Le groupe s’est lancé depuis des années, notamment en Afrique, dans d’ambitieuses campagnes d’exploration qui ont débouché sur des découvertes importantes, comme au Mozambique. Si celle qu’elle vient de faire en Méditerranée se confirme, elle dépassera largement ses objectifs en matière de nouvelles ressources en hydrocarbures.
La nouvelle ne pouvait pas mieux tomber pour le président égyptien, le maréchal Abdel Fattah Al-Sissi, au moment où son pays fait face aux menaces du groupe terroriste Etat islamique, à une crise économique lancinante, à une forte poussée démographique et à une demande en énergie croissante que ses ressources et ses infrastructures sont incapables de satisfaire.
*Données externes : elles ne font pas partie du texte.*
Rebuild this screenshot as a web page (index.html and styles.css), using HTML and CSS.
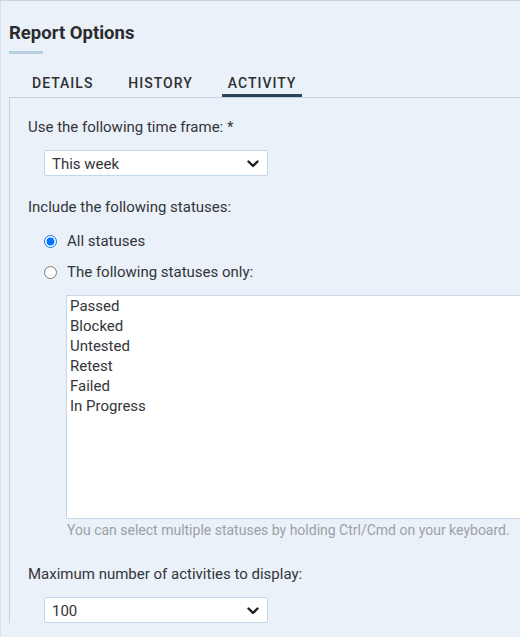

Une très bonne nouvelle également pour l’Egypte
Les pénuries d’électricité récurrentes ont été l’une des causes de l’impopularité de Mohamed Morsi, le président issu des Frères musulmans, renversé par l’armée en juillet 2013. Ainsi, depuis, la réforme du secteur énergétique est présentée par son successeur comme l’un de ses chantiers prioritaires mais le manque de moyens financiers dont souffre le pays, l’empêche de se doter des centrales dont il a besoin.
Ces énormes ressources gazières de proximité devraient ainsi permettre d’alimenter de nouveaux moyens de production d’électricité, mais aussi de renforcer le tissu industriel du pays.
Cependant, et c’est le revers de la médaille, elles risquent aussi de retarder le plan de développement des énergies renouvelables, annoncé début 2015, pour soutenir la croissance et « respecter l’environnement » alors que près de 90 % de l’électricité consommée en Egypte est toujours issue des énergies fossiles.
C’est certainement un moindre mal pour le Président al-Sissi et son gouvernement, car l’exploitation de ce gaz, en offshore, peut permettre de garantir une certaine sécurité au moment où l’Egypte est le théâtre d’une vague d’attentats perpétrés par la branche locale de l’Etat islamique.